Wake to the glow of landing lights arranged in an A-OK— Air-

traffic ghosts pioneering a runway site for faith— Our savior

touching down at the helm of a 787—

 

You’re going to be fine, you say. You’re translucent already.

 

An accidental harpoon-swing— The quick drop of the sun— An

unattached wind at just the wrong moment—

 

Nobody is to blame for these things. Your gauze, you keep on

saying, looks as healthy as sickness gets.

 

I can see it now: we’ll march down the runway stairs and scoop up

armfuls of soil, spread it on our bones.

 

I told you once that God meant for us to connect the dots.

 

I take it back.

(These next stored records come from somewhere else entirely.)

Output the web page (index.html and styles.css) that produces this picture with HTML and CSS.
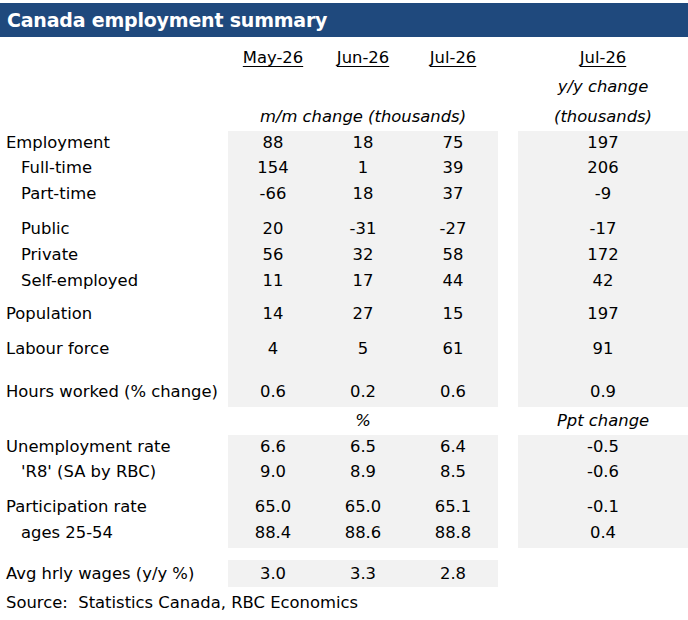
FILE: index.html
```html
<!DOCTYPE html>
<html lang="en">

<head>
    <meta charset="UTF-8">
    <meta name="viewport" content="width=device-width, initial-scale=1.0">
    <title>Canada employment summary</title>
    <link rel="stylesheet" href="styles.css">
</head>

<body>

    <div class="title">Canada employment summary</div>

    <!-- column headers -->
    <div class="row head h1">
        <div class="lbl"></div>
        <div><span class="ul">May-26</span></div>
        <div><span class="ul">Jun-26</span></div>
        <div><span class="ul">Jul-26</span></div>
        <div></div>
        <div><span class="ul">Jul-26</span></div>
    </div>
    <div class="row head h2">
        <div class="lbl"></div>
        <div class="span3"></div>
        <div></div>
        <div class="unit">y/y change</div>
    </div>
    <div class="row head h3">
        <div class="lbl"></div>
        <div class="span3 unit">m/m change (thousands)</div>
        <div></div>
        <div class="unit">(thousands)</div>
    </div>

    <!-- employment block -->
    <div class="row data tight">
        <div class="lbl">Employment</div>
        <div class="v">88</div><div class="v">18</div><div class="v">75</div>
        <div></div><div class="v">197</div>
    </div>
    <div class="row data">
        <div class="lbl sub">Full-time</div>
        <div class="v">154</div><div class="v">1</div><div class="v">39</div>
        <div></div><div class="v">206</div>
    </div>
    <div class="row data">
        <div class="lbl sub">Part-time</div>
        <div class="v">-66</div><div class="v">18</div><div class="v">37</div>
        <div></div><div class="v">-9</div>
    </div>
    <div class="row data sep">
        <div class="lbl sub">Public</div>
        <div class="v">20</div><div class="v">-31</div><div class="v">-27</div>
        <div></div><div class="v">-17</div>
    </div>
    <div class="row data">
        <div class="lbl sub">Private</div>
        <div class="v">56</div><div class="v">32</div><div class="v">58</div>
        <div></div><div class="v">172</div>
    </div>
    <div class="row data">
        <div class="lbl sub">Self-employed</div>
        <div class="v">11</div><div class="v">17</div><div class="v">44</div>
        <div></div><div class="v">42</div>
    </div>
    <div class="row data sep-sm">
        <div class="lbl">Population</div>
        <div class="v">14</div><div class="v">27</div><div class="v">15</div>
        <div></div><div class="v">197</div>
    </div>
    <div class="row data sep">
        <div class="lbl">Labour force</div>
        <div class="v">4</div><div class="v">5</div><div class="v">61</div>
        <div></div><div class="v">91</div>
    </div>
    <div class="row data sep-lg end">
        <div class="lbl">Hours worked (% change)</div>
        <div class="v">0.6</div><div class="v">0.2</div><div class="v">0.6</div>
        <div></div><div class="v">0.9</div>
    </div>

    <div class="row head pct">
        <div class="lbl"></div>
        <div class="span3 unit">%</div>
        <div></div>
        <div class="unit">Ppt change</div>
    </div>

    <!-- rates block -->
    <div class="row data tight">
        <div class="lbl">Unemployment rate</div>
        <div class="v">6.6</div><div class="v">6.5</div><div class="v">6.4</div>
        <div></div><div class="v">-0.5</div>
    </div>
    <div class="row data">
        <div class="lbl sub">'R8' (SA by RBC)</div>
        <div class="v">9.0</div><div class="v">8.9</div><div class="v">8.5</div>
        <div></div><div class="v">-0.6</div>
    </div>
    <div class="row data sep">
        <div class="lbl">Participation rate</div>
        <div class="v">65.0</div><div class="v">65.0</div><div class="v">65.1</div>
        <div></div><div class="v">-0.1</div>
    </div>
    <div class="row data end">
        <div class="lbl sub">ages 25-54</div>
        <div class="v">88.4</div><div class="v">88.6</div><div class="v">88.8</div>
        <div></div><div class="v">0.4</div>
    </div>

    <div class="row data wages">
        <div class="lbl">Avg hrly wages (y/y %)</div>
        <div class="v">3.0</div><div class="v">3.3</div><div class="v">2.8</div>
        <div></div><div></div>
    </div>

    <div class="source">Source:&nbsp; Statistics Canada, RBC Economics</div>

</body>

</html>
```

FILE: styles.css
```css
body {
    margin: 0;
    font-family: "DejaVu Sans", Verdana, sans-serif;
    font-size: 16.4px;
    color: #000;
    background: #fff;
    width: 688px;
}

.title {
    margin-top: 3px;
    height: 34px;
    line-height: 34px;
    padding-left: 7px;
    background: #1f497d;
    color: #fff;
    font-size: 19px;
    font-weight: bold;
    letter-spacing: -0.2px;
}

.row {
    display: grid;
    grid-template-columns: 228px 90px 90px 90px 20px 170px;
    line-height: 26px;
}

.row > div {
    text-align: center;
    white-space: nowrap;
}

.row > .lbl {
    text-align: left;
    padding-left: 6px;
}

.row > .lbl.sub {
    padding-left: 21px;
}

.span3 {
    grid-column: span 3;
}

.unit {
    font-style: italic;
}

.ul {
    text-decoration: underline;
    text-underline-offset: 3px;
    text-decoration-thickness: 1px;
}

/* header rows */
.h1 {
    margin-top: 8px;
}

.h2 > div {
    padding-top: 3px;
}

.h3 > div {
    padding-top: 4px;
    padding-bottom: 1px;
}

.pct {
    line-height: 28px;
}

/* data rows */
.data > .v {
    background: #f2f2f2;
}

.data.tight {
    line-height: 24px;
}

.data.sep > div {
    padding-top: 9px;
}

.data.sep-sm > div {
    padding-top: 7px;
}

.data.sep-lg > div {
    padding-top: 17px;
}

.data.end > div {
    padding-bottom: 2px;
}

.data.wages {
    margin-top: 12px;
    line-height: 27px;
}

.source {
    padding-top: 3px;
    padding-left: 6px;
    line-height: 26px;
}
```
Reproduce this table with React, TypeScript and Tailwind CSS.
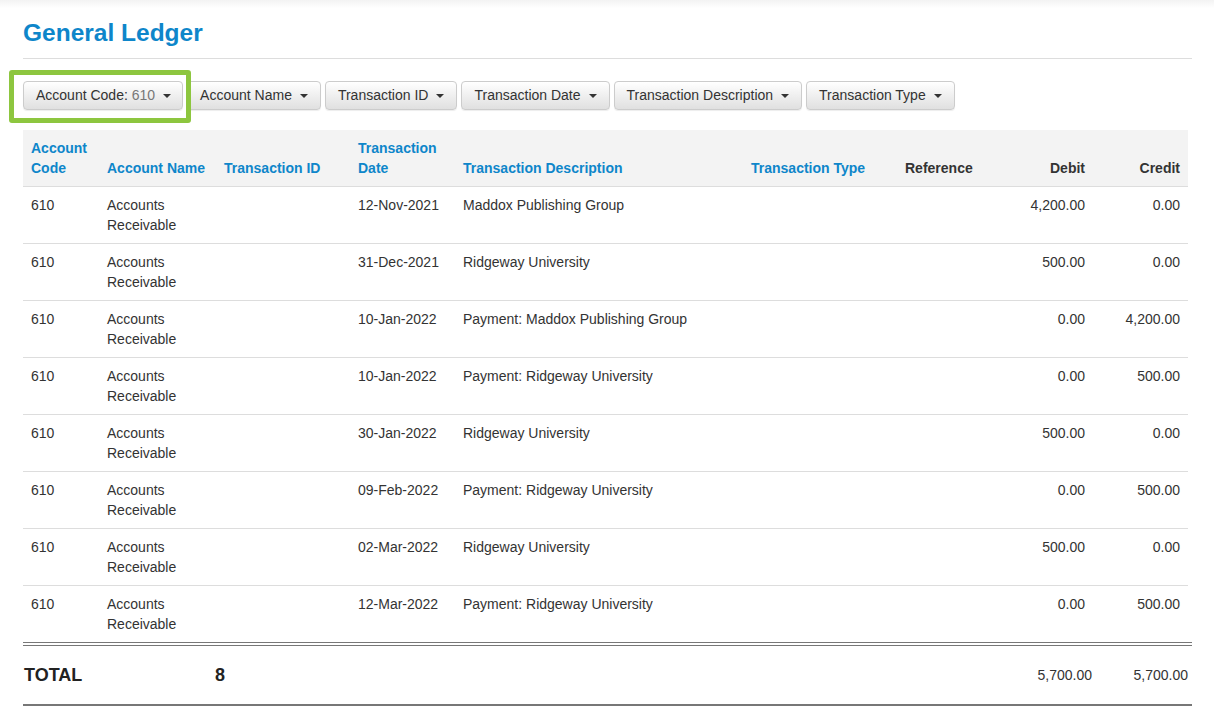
import { ReactNode } from "react"

const rows = [
  { date: "12-Nov-2021", desc: "Maddox Publishing Group", debit: "4,200.00", credit: "0.00" },
  { date: "31-Dec-2021", desc: "Ridgeway University", debit: "500.00", credit: "0.00" },
  { date: "10-Jan-2022", desc: "Payment: Maddox Publishing Group", debit: "0.00", credit: "4,200.00" },
  { date: "10-Jan-2022", desc: "Payment: Ridgeway University", debit: "0.00", credit: "500.00" },
  { date: "30-Jan-2022", desc: "Ridgeway University", debit: "500.00", credit: "0.00" },
  { date: "09-Feb-2022", desc: "Payment: Ridgeway University", debit: "0.00", credit: "500.00" },
  { date: "02-Mar-2022", desc: "Ridgeway University", debit: "500.00", credit: "0.00" },
  { date: "12-Mar-2022", desc: "Payment: Ridgeway University", debit: "0.00", credit: "500.00" },
]

function Caret() {
  return <span className="ml-2 inline-block h-0 w-0 border-x-[4px] border-t-[4px] border-x-transparent border-t-[#333] align-middle" />
}

function FilterButton({ children, first }: { children: ReactNode; first?: boolean }) {
  return (
    <button
      className={`flex h-[29px] items-center rounded-[4px] border border-[#ccc] bg-gradient-to-b from-white to-[#e0e0e0] text-[14px] text-[#333] shadow-[inset_0_1px_0_rgba(255,255,255,0.15),0_1px_1px_rgba(0,0,0,0.075)] ${
        first ? "pl-3 pr-[11px]" : "px-3"
      }`}
    >
      <span>{children}</span>
      <Caret />
    </button>
  )
}

export default function App() {
  return (
    <div className="relative min-h-[721px] w-[1214px] bg-white text-[14px] text-[#333]" style={{ fontFamily: '"Liberation Sans", Arial, sans-serif' }}>
      {/* faint top shadow */}
      <div className="absolute inset-x-0 top-0 h-2 bg-gradient-to-b from-[#f3f3f3] to-white" />

      <div className="relative px-[23px] pr-[22px]">
        <div className="flex h-[59px] items-center border-b border-[#ddd] pt-[8px]">
          <h1 className="text-[24.5px] font-bold leading-none text-[#0e86ca]">General Ledger</h1>
        </div>

        {/* filter bar */}
        <div className="mt-[22px] flex items-center gap-[4px]">
          <div className="relative z-10">
            <FilterButton first>
              Account Code: <span className="text-[#777]">610</span>
            </FilterButton>
            {/* highlight annotation */}
            <div className="pointer-events-none absolute -left-[14px] -right-[8px] -top-[11px] -bottom-[13px] rounded-[3px] border-[5px] border-[#8dc63f]" />
          </div>
          <FilterButton>Account Name</FilterButton>
          <FilterButton>Transaction ID</FilterButton>
          <FilterButton>Transaction Date</FilterButton>
          <FilterButton>Transaction Description</FilterButton>
          <FilterButton>Transaction Type</FilterButton>
        </div>

        {/* ledger table */}
        <table className="mt-[20px] w-[1165px] table-fixed border-collapse text-left leading-[20px]">
          <colgroup>
            <col className="w-[76px]" />
            <col className="w-[117px]" />
            <col className="w-[134px]" />
            <col className="w-[105px]" />
            <col className="w-[288px]" />
            <col className="w-[154px]" />
            <col className="w-[104px]" />
            <col className="w-[92px]" />
            <col className="w-[95px]" />
          </colgroup>
          <thead className="bg-[#f3f3f3]">
            <tr className="border-b border-[#ddd] align-bottom font-bold">
              <th className="p-2 text-[#0e86ca]">Account Code</th>
              <th className="p-2 text-[#0e86ca]">Account Name</th>
              <th className="p-2 text-[#0e86ca]">Transaction ID</th>
              <th className="p-2 text-[#0e86ca]">Transaction Date</th>
              <th className="p-2 text-[#0e86ca]">Transaction Description</th>
              <th className="p-2 text-[#0e86ca]">Transaction Type</th>
              <th className="p-2 text-[#333]">Reference</th>
              <th className="p-2 text-right text-[#333]">Debit</th>
              <th className="p-2 text-right text-[#333]">Credit</th>
            </tr>
          </thead>
          <tbody>
            {rows.map((r, i) => (
              <tr key={i} className="border-t border-[#ddd] align-top first:border-t-0">
                <td className="p-2">610</td>
                <td className="p-2">Accounts Receivable</td>
                <td className="p-2"></td>
                <td className="p-2">{r.date}</td>
                <td className="p-2">{r.desc}</td>
                <td className="p-2"></td>
                <td className="p-2"></td>
                <td className="p-2 text-right">{r.debit}</td>
                <td className="p-2 text-right">{r.credit}</td>
              </tr>
            ))}
          </tbody>
        </table>

        {/* totals */}
        <div className="border-t-[4px] border-double border-[#777]" />
        <div className="flex h-[60px] items-center border-b-2 border-[#777]">
          <div className="w-[192px] pl-px text-[18px] font-bold text-[#222]">TOTAL</div>
          <div className="text-[18px] font-bold text-[#222]">8</div>
          <div className="flex-1" />
          <div className="w-[96px] text-right">5,700.00</div>
          <div className="w-[100px] pr-[4px] text-right">5,700.00</div>
        </div>
      </div>
    </div>
  )
}
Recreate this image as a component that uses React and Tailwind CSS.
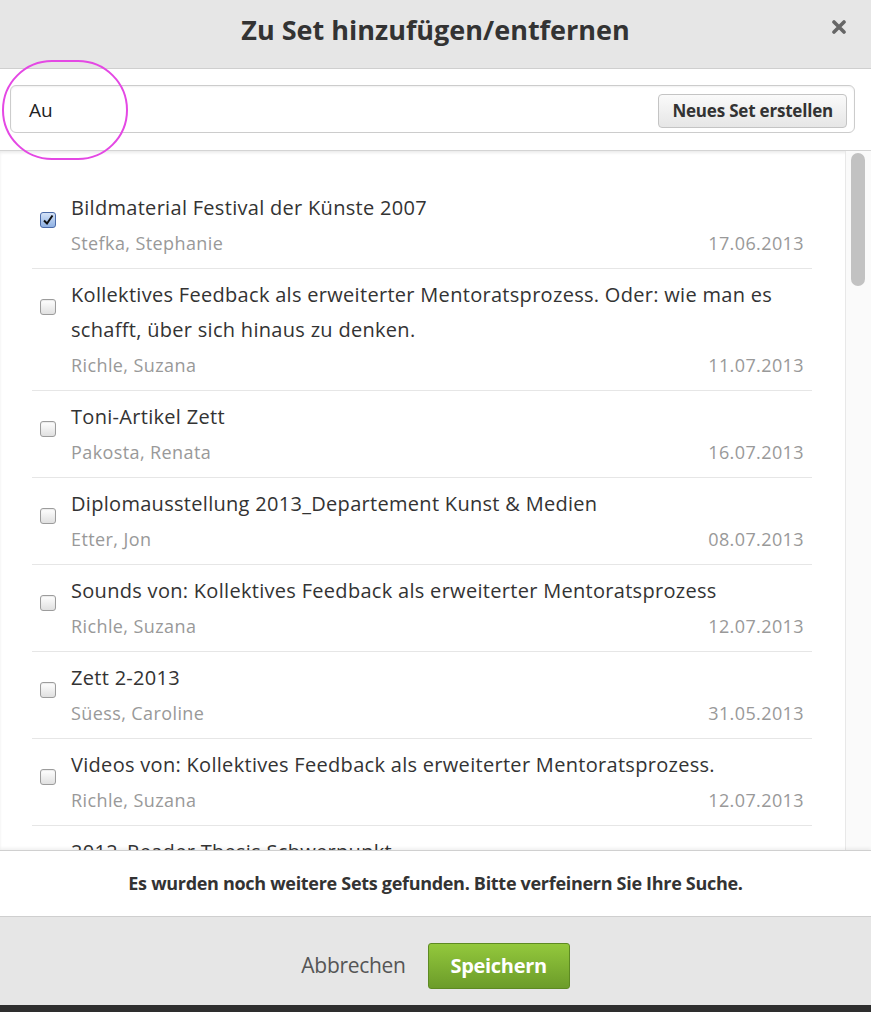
import React from "react";

const items = [
  { title: "Bildmaterial Festival der Künste 2007", author: "Stefka, Stephanie", date: "17.06.2013", checked: true },
  { title: "Kollektives Feedback als erweiterter Mentoratsprozess. Oder: wie man es schafft, über sich hinaus zu denken.", author: "Richle, Suzana", date: "11.07.2013" },
  { title: "Toni-Artikel Zett", author: "Pakosta, Renata", date: "16.07.2013" },
  { title: "Diplomausstellung 2013_Departement Kunst & Medien", author: "Etter, Jon", date: "08.07.2013" },
  { title: "Sounds von: Kollektives Feedback als erweiterter Mentoratsprozess", author: "Richle, Suzana", date: "12.07.2013" },
  { title: "Zett 2-2013", author: "Süess, Caroline", date: "31.05.2013" },
  { title: "Videos von: Kollektives Feedback als erweiterter Mentoratsprozess.", author: "Richle, Suzana", date: "12.07.2013" },
  { title: "2012_Reader Thesis Schwerpunkt", author: "Richle, Suzana", date: "12.07.2013" },
];

const Checkbox = ({ checked }) =>
  checked ? (
    <span className="block w-[16px] h-[16px] rounded-[3px] border border-[#4a6aa8] bg-gradient-to-b from-[#d5e3f7] to-[#8fb1e3] flex items-center justify-center">
      <svg width="12" height="12" viewBox="0 0 12 12">
        <path d="M2 6.5 L5 9.5 L10.5 1.5" fill="none" stroke="#111" strokeWidth="2" />
      </svg>
    </span>
  ) : (
    <span className="block w-[16px] h-[16px] rounded-[3px] border border-[#9c9c9c] bg-gradient-to-b from-white to-[#e0e0e0] shadow-[inset_0_1px_1px_rgba(0,0,0,0.08)]" />
  );

const SetItem = ({ item }) => (
  <div className="flex gap-[15px] pl-[8px] pr-[8px] pt-[8px] pb-[7px] border-b border-[#e6e6e6]">
    <div className="pt-[22px] shrink-0">
      <Checkbox checked={item.checked} />
    </div>
    <div className="flex-1 min-w-0">
      <div className="text-[20px] leading-[35px] tracking-[0.3px] text-[#333]">{item.title}</div>
      <div className="flex justify-between text-[18px] leading-[36px] tracking-[0.4px] text-[#999]">
        <span>{item.author}</span>
        <span>{item.date}</span>
      </div>
    </div>
  </div>
);

export default function App() {
  return (
    <div className="w-[871px] h-[1012px] bg-[#2e2e2e] font-['Open_Sans',sans-serif] relative overflow-hidden">
      <div className="h-[1005px] flex flex-col bg-white">
        {/* header */}
        <div className="h-[69px] shrink-0 bg-[#e6e6e6] border-b border-[#cfcfcf] relative flex items-center justify-center">
          <h3 className="text-[27px] font-bold text-[#333] pb-[8px]">Zu Set hinzufügen/entfernen</h3>
          <svg className="absolute right-[25px] top-[20px]" width="14" height="14" viewBox="0 0 14 14">
            <path d="M2 2 L12 12 M12 2 L2 12" stroke="#666" strokeWidth="3.6" strokeLinecap="round" />
          </svg>
        </div>

        {/* search */}
        <div className="h-[81px] shrink-0 pl-[10px] pr-[16px] pt-[16px]">
          <div className="h-[48px] rounded-[6px] border border-[#cccccc] shadow-[inset_0_1px_2px_rgba(0,0,0,0.06)] flex items-center pl-[18px] pr-[7px] pt-[3px]">
            <span className="flex-1 text-[19px] text-[#222]">Au</span>
            <button className="h-[34px] px-[13px] rounded-[4px] border border-[#c4c4c4] bg-gradient-to-b from-[#fafafa] to-[#e6e6e6] text-[17px] font-bold text-[#333] tracking-[-0.2px]">
              Neues Set erstellen
            </button>
          </div>
        </div>

        {/* list */}
        <div className="h-[700px] shrink-0 flex border-t border-[#d4d4d4] shadow-[inset_0_2px_3px_rgba(0,0,0,0.08)] overflow-hidden">
          <div className="flex-1 pl-[32px] pr-[33px] pt-[31px] overflow-hidden">
            {items.map((item, i) => (
              <SetItem key={i} item={item} />
            ))}
          </div>
          <div className="w-[26px] shrink-0 border-l border-[#e8e8e8] bg-[#fafafa] pt-[2px] pl-[5px]">
            <div className="w-[14px] h-[133px] rounded-full bg-[#c2c2c2]" />
          </div>
        </div>

        {/* notice */}
        <div className="h-[67px] shrink-0 border-t border-[#d0d0d0] shadow-[0_-2px_3px_rgba(0,0,0,0.06)] bg-white flex items-center justify-center border-b border-b-[#cfcfcf]">
          <p className="text-[18px] font-bold text-[#333] tracking-[-0.3px]">
            Es wurden noch weitere Sets gefunden. Bitte verfeinern Sie Ihre Suche.
          </p>
        </div>

        {/* footer */}
        <div className="flex-1 bg-[#e6e6e6] flex items-center justify-center gap-[22px] pt-[10px]">
          <span className="text-[21px] text-[#555] tracking-[-0.3px]">Abbrechen</span>
          <button className="w-[142px] h-[46px] rounded-[3px] border border-[#5d8a22] bg-gradient-to-b from-[#93c83c] to-[#6c9c2a] text-white text-[20px] font-bold tracking-[-0.3px]">
            Speichern
          </button>
        </div>
      </div>

      {/* annotation */}
      <div className="absolute left-[2px] top-[60px] w-[126px] h-[100px] rounded-full border-2 border-[#e448e4]" />
    </div>
  );
}
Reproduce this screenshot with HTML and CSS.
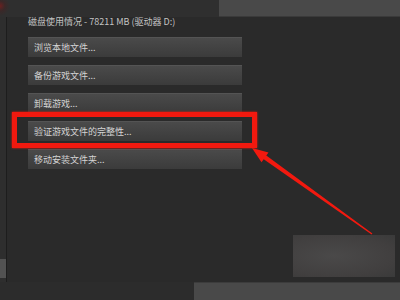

My innermost organs are praying for collapse, bright

and heavy, to deliver them.




Dennis Sweeney

levelheaded: 67°28′S 61°41′E

 

Following the coordinates 67°28′S 61°41′E places us on the edge of Antarctica, where the icy continent meets the Southern Ocean. The brutal conditions of the geographical setting steep the poem in conflict before its first line. We’ve got man/woman vs. nature here, and we already know that nature is especially tough in these parts.

 

Beyond placing us geographically, the numbers in the poem’s title also give us something scientific to hold onto. Our speaker is an outdoors person. We imagine that the guy with icicles in his beard or the woman ice picking up the side of a glacier isn’t especially saccharine. For this reason, we’re set up to believe that when emotions do enter the poem, they won’t be exaggerated.

 

True to form, Sweeney’s speaker presents a horrific scene with nearly absurd understatement. When “An accidental harpoon-swing” threatens the speaker’s life, his or her fellow explorer posits: “You’re going to be fine (…) You’re translucent already.” Whereas a perfectly adjusted human being in the speaker’s predicament might think “Ahhhh! What the fuck!? How the fuck did I get stabbed by a fucking harpoon?!?! Ahhhhhhh!!!!” the poem’s speaker says, “Nobody is to blame for these things.”

 

Sadly, the speaker’s reaction isn’t foolish because, well, he or she is right. Accidents happen. Terrible ones. The chaos collides: “harpoon swing— The quick drop of the sun— An / unattached wind at just the wrong moment” and we find ourselves near death—or near what might feel like death—in need of a “savior.”

 

In our moments of vulnerability, it’s fun to imagine the elation we’d feel if we were to be saved. As people who have felt pain—be it physical or emotional—we can identify with a speaker who is hurt, one who is out in the cold in the middle of nowhere. Along with him or her, we can imagine how joyous it would feel to be whisked off the ice block and “scoop up / armfuls of soil, spread it on our bones.” For some of us, in our darkest times, we might even be able to empathize with how a “collapse” could feel like a snow bright deliverance.